Not everyone listened. Not everyone will. And that’s what made Henson such a genius: not just because he realized that children were the objects of bigotry and that their struggle was inherently political (no matter that nobody else would recognize that), but also because the subversive politics that informs so much of his work takes that very bigotry into account.

Henson’s work isn’t perfect, of course: the female Muppets are less numerous, and follow more stereotypical roles to some degree, than the males, at least in the first (1979) film; I’m not sure the Muppet Movie would pass the Bechdel Test, but if it did, it would be only barely (and several other Muppet movies don’t pass it). One could argue that while the Muppets aren’t “white” there’s little attempt to represent characters who are culturally other than mainstream (default: white) among the Muppets, and so it’s an uninformed sort of racial whitewashing. (Which is distinct from the more overt racial coding apparently on display in one more recent Muppet film, though I’ve not seen it.)

Henson’s work was obviously not perfect, but on the question kids, and the politics of growing up, and in his recognition more than four decades ago of the widespread bigotry and derision faced by children, and his engagement? He was visionary.

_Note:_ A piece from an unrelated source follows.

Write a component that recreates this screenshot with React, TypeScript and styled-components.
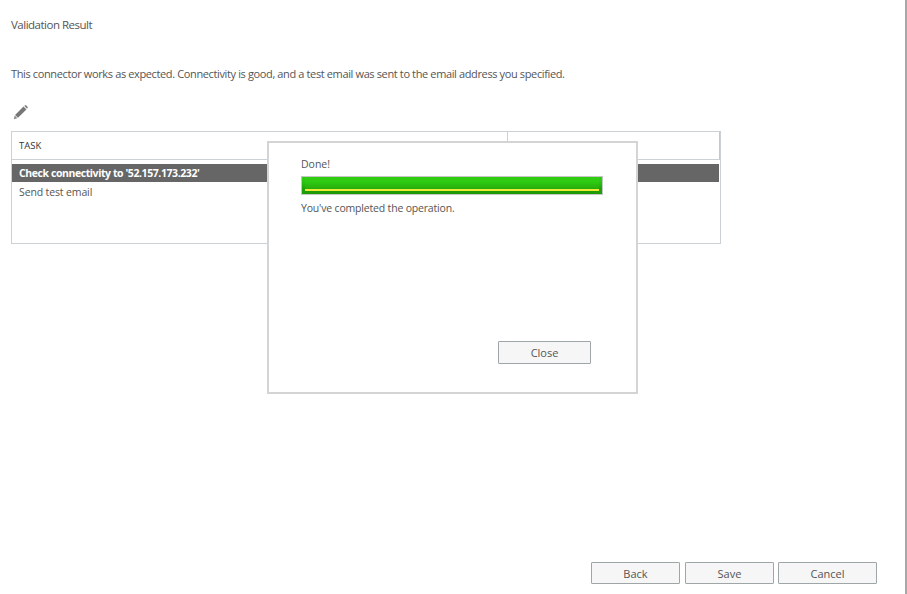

(Note: I don’t know how involved Henson was in the screenwriting, story development, and so on, but I feel like it’s a fair bet he was involved to some degree; the contiguity of the messages in this film and in other parts of his oeuvre suggests that to me. But I welcome correction from anyone who knows more than me, say, someone who’s read a biography of the man or something. Me, I figure I’ll wait till this fall, when a new, big, fat bio comes out.)